While Pratham Delhi has built its capacity to undertake grade specific curriculum and has set up a team for Content-Assessment and Training during last three years, still it has to go a long way in meeting the full requirement.

To sum up, the key challenges to be addressed by Pratham Delhi during 2011-12 are as follows:


  1. Need to provide big push on the reading level of children in MCD schools using other possible resources. Existing approach of Pratham Delhi has proved to be insufficient primarily because one volunteer alone is not enough to reach out to all children who need reading support in School. Engaging MCD teachers in the activities of Pratham volunteers in the school has remained largely confined to few exceptions only.

  2. There is a regular inflow of children moving to the next grade adding to the already existing backlog of children who are nowhere close to age appropriate learning level.

  3. Use of Library as an effective tool in learning has been limited so far. The need is to redefine the purpose of the Library.

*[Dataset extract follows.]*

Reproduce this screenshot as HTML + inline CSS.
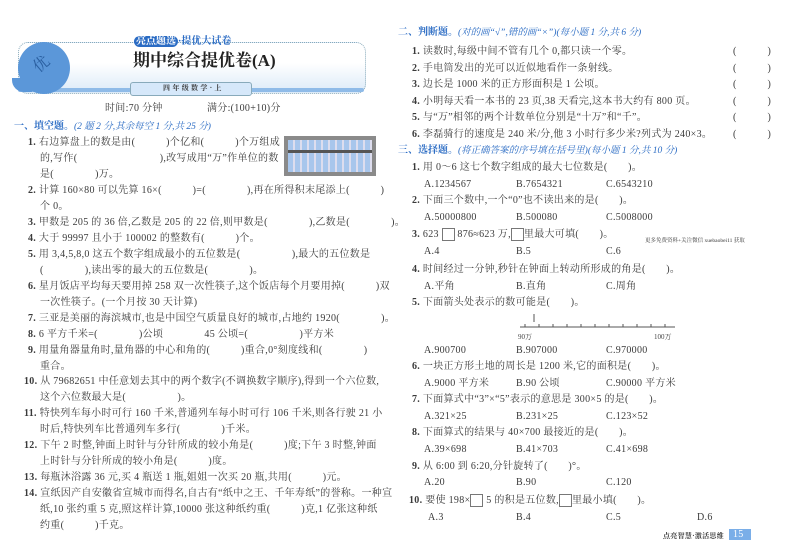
<!DOCTYPE html>
<html><head><meta charset="utf-8"><style>
body{margin:0;width:800px;height:560px;background:#fff;position:relative;overflow:hidden;font-family:"Liberation Serif","Noto Serif CJK SC",serif;color:#3a3a3a;}
.l{position:absolute;font-size:10px;white-space:nowrap;line-height:13px;letter-spacing:0.3px}
.n{font-weight:bold;font-family:"Liberation Serif",serif}
.h{color:#2b6cc4;font-weight:bold;letter-spacing:0}
.h span{font-weight:normal;font-size:9.5px;font-style:italic}
.bx{display:inline-block;width:11px;height:11px;border:1px solid #777;vertical-align:middle}
</style></head><body>
<!-- header -->
<div style="position:absolute;left:18px;top:42px;width:346px;height:50px;border:1px dotted #8ab;border-radius:10px;background:linear-gradient(#fff 40%,#dbeaf8)"></div>
<div style="position:absolute;left:18px;top:88px;width:346px;height:4px;background:#8fbbe8;border-radius:2px"></div>
<div style="position:absolute;left:18px;top:42px;width:52px;height:52px;border-radius:50%;background:#5b97d9"></div>
<div style="position:absolute;left:12px;top:78px;width:20px;height:14px;background:#5b97d9;border-radius:0 0 0 12px"></div>
<div class="l" style="left:34px;top:56px;font-size:16px;color:#2a5fa0;transform:rotate(-40deg);line-height:18px">优</div>
<div class="l" style="left:134px;top:35px;color:#2b6cc4;font-weight:bold;font-size:10px;letter-spacing:0"><span style="background:#2b6cc4;color:#fff;border-radius:6px;padding:0 2px">亮点题选</span>·提优大试卷</div>
<div class="l" style="left:133px;top:51px;font-size:17px;font-weight:bold;line-height:20px;color:#222;letter-spacing:0">期中综合提优卷(A)</div>
<div style="position:absolute;left:130px;top:82px;width:120px;height:12px;background:#d6e8fa;border:1px solid #8ab;border-radius:3px"></div>
<div class="l" style="left:163px;top:82px;font-size:7px;font-weight:bold">四 年 级 数 学 · 上</div>
<div class="l" style="left:105px;top:102px;font-size:10px">时间:70 分钟</div>
<div class="l" style="left:207px;top:102px;font-size:10px">满分:(100+10)分</div>
<!-- abacus -->
<div style="position:absolute;left:284px;top:136px;width:92px;height:40px;background:#8a8a8a"></div>
<div style="position:absolute;left:288px;top:140px;width:84px;height:32px;background:repeating-linear-gradient(90deg,#a8c6ec 0 5px,#dde 5px 7px)"></div>
<div style="position:absolute;left:288px;top:150px;width:84px;height:3px;background:#555"></div>
<!-- left column -->
<div class="l h" style="left:14px;top:120px">一、填空题。<span>(2 题 2 分,其余每空 1 分,共 25 分)</span></div>
<div class="l" style="left:28px;top:136px"><b class="n">1.</b> 右边算盘上的数是由(　　　)个亿和(　　　)个万组成</div>
<div class="l" style="left:40px;top:152px">的,写作(　　　　　　　　),改写成用“万”作单位的数</div>
<div class="l" style="left:40px;top:168px">是(　　　　)万。</div>
<div class="l" style="left:28px;top:184px"><b class="n">2.</b> 计算 160×80 可以先算 16×(　　　)=(　　　　),再在所得积末尾添上(　　　)</div>
<div class="l" style="left:40px;top:200px">个 0。</div>
<div class="l" style="left:28px;top:216px"><b class="n">3.</b> 甲数是 205 的 36 倍,乙数是 205 的 22 倍,则甲数是(　　　　),乙数是(　　　　)。</div>
<div class="l" style="left:28px;top:232px"><b class="n">4.</b> 大于 99997 且小于 100002 的整数有(　　　)个。</div>
<div class="l" style="left:28px;top:248px"><b class="n">5.</b> 用 3,4,5,8,0 这五个数字组成最小的五位数是(　　　　　),最大的五位数是</div>
<div class="l" style="left:40px;top:264px">(　　　　),读出零的最大的五位数是(　　　　)。</div>
<div class="l" style="left:28px;top:280px"><b class="n">6.</b> 星月饭店平均每天要用掉 258 双一次性筷子,这个饭店每个月要用掉(　　　)双</div>
<div class="l" style="left:40px;top:296px">一次性筷子。(一个月按 30 天计算)</div>
<div class="l" style="left:28px;top:312px"><b class="n">7.</b> 三亚是美丽的海滨城市,也是中国空气质量良好的城市,占地约 1920(　　　　)。</div>
<div class="l" style="left:28px;top:328px"><b class="n">8.</b> 6 平方千米=(　　　　)公顷　　　　45 公顷=(　　　　　)平方米</div>
<div class="l" style="left:28px;top:344px"><b class="n">9.</b> 用量角器量角时,量角器的中心和角的(　　　)重合,0°刻度线和(　　　　)</div>
<div class="l" style="left:40px;top:360px">重合。</div>
<div class="l" style="left:24px;top:375px"><b class="n">10.</b> 从 79682651 中任意划去其中的两个数字(不调换数字顺序),得到一个六位数,</div>
<div class="l" style="left:40px;top:391px">这个六位数最大是(　　　　　)。</div>
<div class="l" style="left:24px;top:407px"><b class="n">11.</b> 特快列车每小时可行 160 千米,普通列车每小时可行 106 千米,则各行驶 21 小</div>
<div class="l" style="left:40px;top:423px">时后,特快列车比普通列车多行(　　　　)千米。</div>
<div class="l" style="left:24px;top:439px"><b class="n">12.</b> 下午 2 时整,钟面上时针与分针所成的较小角是(　　　)度;下午 3 时整,钟面</div>
<div class="l" style="left:40px;top:455px">上时针与分针所成的较小角是(　　　)度。</div>
<div class="l" style="left:24px;top:471px"><b class="n">13.</b> 每瓶沐浴露 36 元,买 4 瓶送 1 瓶,姐姐一次买 20 瓶,共用(　　　)元。</div>
<div class="l" style="left:24px;top:487px"><b class="n">14.</b> 宣纸因产自安徽省宣城市而得名,自古有“纸中之王、千年寿纸”的誉称。一种宣</div>
<div class="l" style="left:40px;top:503px">纸,10 张约重 5 克,照这样计算,10000 张这种纸约重(　　　)克,1 亿张这种纸</div>
<div class="l" style="left:40px;top:519px">约重(　　　)千克。</div>
<!-- right column -->
<div class="l h" style="left:398px;top:26px">二、判断题。<span>(对的画“√”,错的画“×”)(每小题 1 分,共 6 分)</span></div>
<div class="l" style="left:412px;top:45px"><b class="n">1.</b> 读数时,每级中间不管有几个 0,都只读一个零。</div>
<div class="l" style="left:412px;top:62px"><b class="n">2.</b> 手电筒发出的光可以近似地看作一条射线。</div>
<div class="l" style="left:412px;top:78px"><b class="n">3.</b> 边长是 1000 米的正方形面积是 1 公顷。</div>
<div class="l" style="left:412px;top:95px"><b class="n">4.</b> 小明每天看一本书的 23 页,38 天看完,这本书大约有 800 页。</div>
<div class="l" style="left:412px;top:111px"><b class="n">5.</b> 与“万”相邻的两个计数单位分别是“十万”和“千”。</div>
<div class="l" style="left:412px;top:128px"><b class="n">6.</b> 李磊骑行的速度是 240 米/分,他 3 小时行多少米?列式为 240×3。</div>
<div class="l" style="left:733px;top:45px">(　　　)</div>
<div class="l" style="left:733px;top:62px">(　　　)</div>
<div class="l" style="left:733px;top:78px">(　　　)</div>
<div class="l" style="left:733px;top:95px">(　　　)</div>
<div class="l" style="left:733px;top:111px">(　　　)</div>
<div class="l" style="left:733px;top:128px">(　　　)</div>
<div class="l h" style="left:398px;top:144px">三、选择题。<span>(将正确答案的序号填在括号里)(每小题 1 分,共 10 分)</span></div>
<div class="l" style="left:412px;top:161px"><b class="n">1.</b> 用 0～6 这七个数字组成的最大七位数是(　　)。</div>
<div class="l" style="left:424px;top:178px">A.1234567</div><div class="l" style="left:516px;top:178px">B.7654321</div><div class="l" style="left:606px;top:178px">C.6543210</div>
<div class="l" style="left:412px;top:194px"><b class="n">2.</b> 下面三个数中,一个“0”也不读出来的是(　　)。</div>
<div class="l" style="left:424px;top:211px">A.50000800</div><div class="l" style="left:516px;top:211px">B.500080</div><div class="l" style="left:606px;top:211px">C.5008000</div>
<div class="l" style="left:412px;top:228px"><b class="n">3.</b> 623 <span class="bx"></span> 876≈623 万,<span class="bx"></span>里最大可填(　　)。</div>
<div class="l" style="left:645px;top:238px;font-size:5.5px;line-height:7px;letter-spacing:0">更多免费资料+关注微信 xuebaobei11 获取</div>
<div class="l" style="left:424px;top:245px">A.4</div><div class="l" style="left:516px;top:245px">B.5</div><div class="l" style="left:606px;top:245px">C.6</div>
<div class="l" style="left:412px;top:263px"><b class="n">4.</b> 时间经过一分钟,秒针在钟面上转动所形成的角是(　　)。</div>
<div class="l" style="left:424px;top:280px">A.平角</div><div class="l" style="left:516px;top:280px">B.直角</div><div class="l" style="left:606px;top:280px">C.周角</div>
<div class="l" style="left:412px;top:296px"><b class="n">5.</b> 下面箭头处表示的数可能是(　　)。</div>
<svg style="position:absolute;left:515px;top:312px" width="162" height="30"><line x1="5" y1="15" x2="160" y2="15" stroke="#555"/><g stroke="#555"><line x1="10" y1="12" x2="10" y2="15"/><line x1="24" y1="12" x2="24" y2="15"/><line x1="38" y1="12" x2="38" y2="15"/><line x1="52" y1="12" x2="52" y2="15"/><line x1="66" y1="12" x2="66" y2="15"/><line x1="80" y1="12" x2="80" y2="15"/><line x1="94" y1="12" x2="94" y2="15"/><line x1="108" y1="12" x2="108" y2="15"/><line x1="122" y1="12" x2="122" y2="15"/><line x1="136" y1="12" x2="136" y2="15"/><line x1="150" y1="12" x2="150" y2="15"/><line x1="19" y1="2" x2="19" y2="10"/></g><text x="3" y="27" font-size="7" fill="#444">90万</text><text x="139" y="27" font-size="7" fill="#444">100万</text></svg>
<div class="l" style="left:424px;top:344px">A.900700</div><div class="l" style="left:516px;top:344px">B.907000</div><div class="l" style="left:606px;top:344px">C.970000</div>
<div class="l" style="left:412px;top:360px"><b class="n">6.</b> 一块正方形土地的周长是 1200 米,它的面积是(　　)。</div>
<div class="l" style="left:424px;top:377px">A.9000 平方米</div><div class="l" style="left:516px;top:377px">B.90 公顷</div><div class="l" style="left:606px;top:377px">C.90000 平方米</div>
<div class="l" style="left:412px;top:393px"><b class="n">7.</b> 下面算式中“3”×“5”表示的意思是 300×5 的是(　　)。</div>
<div class="l" style="left:424px;top:410px">A.321×25</div><div class="l" style="left:516px;top:410px">B.231×25</div><div class="l" style="left:606px;top:410px">C.123×52</div>
<div class="l" style="left:412px;top:426px"><b class="n">8.</b> 下面算式的结果与 40×700 最接近的是(　　)。</div>
<div class="l" style="left:424px;top:443px">A.39×698</div><div class="l" style="left:516px;top:443px">B.41×703</div><div class="l" style="left:606px;top:443px">C.41×698</div>
<div class="l" style="left:412px;top:460px"><b class="n">9.</b> 从 6:00 到 6:20,分针旋转了(　　)°。</div>
<div class="l" style="left:424px;top:476px">A.20</div><div class="l" style="left:516px;top:476px">B.90</div><div class="l" style="left:606px;top:476px">C.120</div>
<div class="l" style="left:409px;top:494px"><b class="n">10.</b> 要使 198×<span class="bx"></span> 5 的积是五位数,<span class="bx"></span>里最小填(　　)。</div>
<div class="l" style="left:428px;top:511px">A.3</div><div class="l" style="left:516px;top:511px">B.4</div><div class="l" style="left:606px;top:511px">C.5</div><div class="l" style="left:697px;top:511px">D.6</div>
<div class="l" style="left:663px;top:530px;font-size:7px;font-weight:bold">点亮智慧·激活思维</div>
<div style="position:absolute;left:729px;top:529px;width:22px;height:11px;background:#7aaee8"></div>
<div class="l" style="left:733px;top:528px;color:#fff;font-size:10px">15</div>
</body></html>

  1. Means to increase the spread of preschool from the present 55% of the children in 3-5 year age group to next higher level with focus on early childhood education.

  2. Bringing grade I and II children in early childhood education programme to introduce early literacy and numeracy.

  3. Building the capacity of the community (particularly mothers) to play an active role in the functioning of School Management committee to be formed under Right of Children to Free and Compulsory Education Act 2009.